François Bourguignon s’interroge pour savoir si ces pays où les inégalités progressent sont des éclaireurs. Quand je vois que ce sont plutôt ceux qui aujourd’hui résistent mieux à la crise, le futur n’est pas particulièrement réjouissant : pour s'adapter à un monde globalisé, ces pays ont creusé les inégalités. Est-ce une fatalité ?
Autre complément d’information : au lieu de s’intéresser à la convergence entre les populations, il a aussi regardé si les pays globalement convergeaient, c’est-à-dire si l’écart entre les pays les moins favorisés versus les plus favorisés diminuait lui aussi. La réponse est cette fois inverse : alors qu’en moyenne le niveau de vie de la population mondiale converge, ce sous l’effet du développement essentiellement de la Chine, de l’Inde et du Brésil, l’écart se creuse si l’on raisonne en terme de pays, ce spectaculairement depuis vingt ans.
C’est là la traduction du retard croissant pris par l’Afrique. Petite lueur d’espoir, mais bien fragile, la croissance en Afrique sub-Saharienne s’est accélérée depuis 2004. Est-ce durable ?

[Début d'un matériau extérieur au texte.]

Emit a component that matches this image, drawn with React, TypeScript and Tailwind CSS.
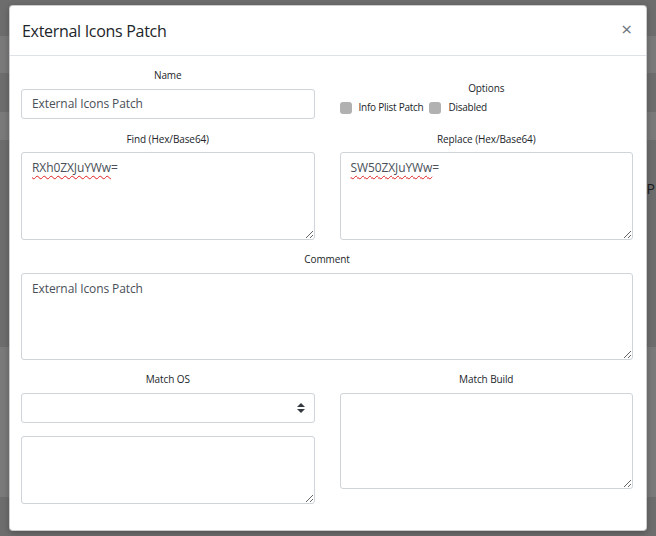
import type { ReactNode } from 'react';

// Page behind the dialog: table stripes, dimmed by the backdrop.
const BANDS: { h: string; light: boolean }[] = [
  { h: 'h-[36px]', light: false },
  { h: 'h-[37px]', light: true },
  { h: 'h-[39px]', light: false },
  { h: 'h-[28px]', light: true },
  { h: 'h-[207px]', light: false },
  { h: 'h-[150px]', light: true },
  { h: 'h-[39px]', light: false },
];

const FONT = 'font-["Open_Sans","Noto_Sans",sans-serif]';

function Label({ children, className = '' }: { children: ReactNode; className?: string }) {
  return (
    <div className={`text-center text-[10px] leading-[14px] tracking-[-0.1px] text-[#212529] ${className}`}>
      {children}
    </div>
  );
}

function Area({ children, className = '' }: { children?: ReactNode; className?: string }) {
  return (
    <div
      className={`resize overflow-hidden rounded-[3px] border border-[#ced4da] bg-white px-[10px] py-[5px] text-[12px] leading-[20px] tracking-[-0.1px] text-[#495057] ${className}`}
    >
      {children}
    </div>
  );
}

function Spelled({ word, tail }: { word: string; tail: string }) {
  return (
    <span>
      <span className="underline decoration-wavy decoration-[#e02020] decoration-1 underline-offset-[3px]">
        {word}
      </span>
      {tail}
    </span>
  );
}

function Check({ label }: { label: string }) {
  return (
    <span className="flex items-center gap-[7px]">
      <span className="h-[12px] w-[12px] rounded-[3px] bg-[#b1b1b1]" />
      <span className="text-[10px] tracking-[-0.25px] text-[#212529]">{label}</span>
    </span>
  );
}

export default function App() {
  return (
    <div className={`relative h-[536px] w-[656px] overflow-hidden ${FONT}`}>
      {/* dimmed page */}
      <div className="flex flex-col">
        {BANDS.map((b, i) => (
          <div
            key={i}
            className={`${b.h} flex items-start justify-end ${b.light ? 'bg-[#7a7a7a]' : 'bg-[#6d6d6d]'}`}
          >
            {i === 4 && <span className="pr-[1px] pt-[38px] text-[14px] text-[#1c1c1c]">P</span>}
          </div>
        ))}
      </div>

      {/* dialog */}
      <div className="absolute inset-0 pl-[9px] pt-[5px]">
        <div className="flex h-[526px] w-[638px] flex-col rounded-[4px] border border-black/20 bg-white shadow-[0_2px_6px_rgba(0,0,0,0.25)]">
          <div className="flex h-[50px] items-center justify-between border-b border-[#dee2e6] pl-[12px] pr-[14px]">
            <h2 className="text-[16px] font-medium tracking-[-0.3px] text-[#212529]">External Icons Patch</h2>
            <span className="pb-[2px] text-[19px] leading-none text-[#6c757d]">×</span>
          </div>

          <div className="flex flex-col pl-[11px] pr-[13px] pt-[12px]">
            {/* name + options */}
            <div className="grid grid-cols-2 gap-[25px]">
              <div>
                <Label className="mb-[7px]">Name</Label>
                <div className="flex h-[30px] items-center rounded-[3px] border border-[#ced4da] px-[10px] text-[12px] tracking-[-0.1px] text-[#495057]">
                  External Icons Patch
                </div>
              </div>
              <div className="pt-[13px]">
                <Label className="mb-[5px]">Options</Label>
                <div className="flex items-center gap-[6px]">
                  <Check label="Info Plist Patch" />
                  <Check label="Disabled" />
                </div>
              </div>
            </div>

            {/* find / replace */}
            <div className="mt-[13px] grid grid-cols-2 gap-[25px]">
              <div>
                <Label className="mb-[6px]">Find (Hex/Base64)</Label>
                <Area className="h-[88px]">
                  <Spelled word="RXh0ZXJuYWw" tail="=" />
                </Area>
              </div>
              <div>
                <Label className="mb-[6px]">Replace (Hex/Base64)</Label>
                <Area className="h-[88px]">
                  <Spelled word="SW50ZXJuYWw" tail="=" />
                </Area>
              </div>
            </div>

            {/* comment */}
            <Label className="mb-[7px] mt-[12px]">Comment</Label>
            <Area className="h-[87px]">External Icons Patch</Area>

            {/* match */}
            <div className="mt-[12px] grid grid-cols-2 gap-[25px]">
              <div>
                <Label className="mb-[7px]">Match OS</Label>
                <div className="flex h-[30px] items-center justify-end rounded-[3px] border border-[#ced4da] pr-[9px]">
                  <svg width="8" height="10" viewBox="0 0 4 5">
                    <path d="M2 0L0 2h4zm0 5L0 3h4z" fill="#343a40" />
                  </svg>
                </div>
                <Area className="mt-[13px] h-[68px]" />
              </div>
              <div>
                <Label className="mb-[7px]">Match Build</Label>
                <Area className="h-[96px]" />
              </div>
            </div>
          </div>
        </div>
      </div>
    </div>
  );
}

Bref le tableau est noir : la réduction des inégalités géographiques s’est traduite par le développement d’inégalités locales, et rien n’indique que ceci va s’arrêter naturellement. Bien au contraire…
Charles-Henri Filippi, dans Les 7 péchés du capital, insiste sur la dévalorisation de la valeur travail par « l’irruption dans le périmètre de la division internationale du travail et de l’échange de marché de milliards d’êtres humains qui créent aujourd’hui abondance et déflation salariales ». Il poursuit : « pris en tenaille être ce qui se vend sans devoir être fabriqué, et ce qui ne peut être fabriqué sans recours à des ressources dont la valeur augmente, le travail voit sa position s’affaisser progressivement. Mais plus définitivement encore, la société de marché financier, qui exprime la conquête de l’économie réelle par l’argent, fait de la richesse une résultante de la variation de prix dans l’échange plus que la création de valeur dans la production, du mouvement plus que de la matérialité. (…) Marx se retourne dans sa tombe : la plus-value ne se définit plus comme du « travail non payé » mais comme du « non-travail payé ». ».

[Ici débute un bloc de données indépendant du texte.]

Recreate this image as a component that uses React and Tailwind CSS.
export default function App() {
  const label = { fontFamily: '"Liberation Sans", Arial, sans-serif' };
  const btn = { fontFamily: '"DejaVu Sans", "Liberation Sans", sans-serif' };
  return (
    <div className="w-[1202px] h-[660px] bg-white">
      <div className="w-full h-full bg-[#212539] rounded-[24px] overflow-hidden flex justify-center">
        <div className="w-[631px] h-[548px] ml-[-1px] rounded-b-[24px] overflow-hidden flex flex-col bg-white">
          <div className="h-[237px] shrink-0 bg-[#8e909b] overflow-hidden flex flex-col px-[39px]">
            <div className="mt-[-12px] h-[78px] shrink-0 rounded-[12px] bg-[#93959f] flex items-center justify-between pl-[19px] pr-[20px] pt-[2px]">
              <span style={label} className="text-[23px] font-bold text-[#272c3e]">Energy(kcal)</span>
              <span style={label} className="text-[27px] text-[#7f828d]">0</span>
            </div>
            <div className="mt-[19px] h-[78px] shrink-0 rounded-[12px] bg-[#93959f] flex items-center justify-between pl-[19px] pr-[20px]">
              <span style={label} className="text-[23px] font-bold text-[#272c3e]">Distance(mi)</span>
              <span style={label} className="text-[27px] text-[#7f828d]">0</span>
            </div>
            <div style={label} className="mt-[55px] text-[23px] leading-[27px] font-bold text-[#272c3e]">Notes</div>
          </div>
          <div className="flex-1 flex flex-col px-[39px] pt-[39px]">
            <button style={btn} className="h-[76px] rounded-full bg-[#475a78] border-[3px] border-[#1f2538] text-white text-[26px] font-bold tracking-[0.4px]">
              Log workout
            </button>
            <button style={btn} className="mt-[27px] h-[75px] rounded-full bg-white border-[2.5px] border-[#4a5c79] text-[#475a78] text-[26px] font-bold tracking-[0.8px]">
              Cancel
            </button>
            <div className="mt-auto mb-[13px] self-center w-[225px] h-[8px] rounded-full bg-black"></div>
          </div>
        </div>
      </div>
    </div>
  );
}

Il parle enfin de « princes (qui) sont désormais sans peuples, (et de) peuples sans identité ».
Autre remarque qui n’apparaît pas directement dans ces statistiques, mais qui peut venir aggraver la situation future : la mondialisation en cours, la diffusion des technologies de l’information, la montée en puissance des arbitrages financiers, et la raréfaction progressive de quelques matières premières critiques conduisent toutes à un effet de polarisation qui fait que la richesse du monde se concentre de plus en plus en quelques points ou en quelques mains.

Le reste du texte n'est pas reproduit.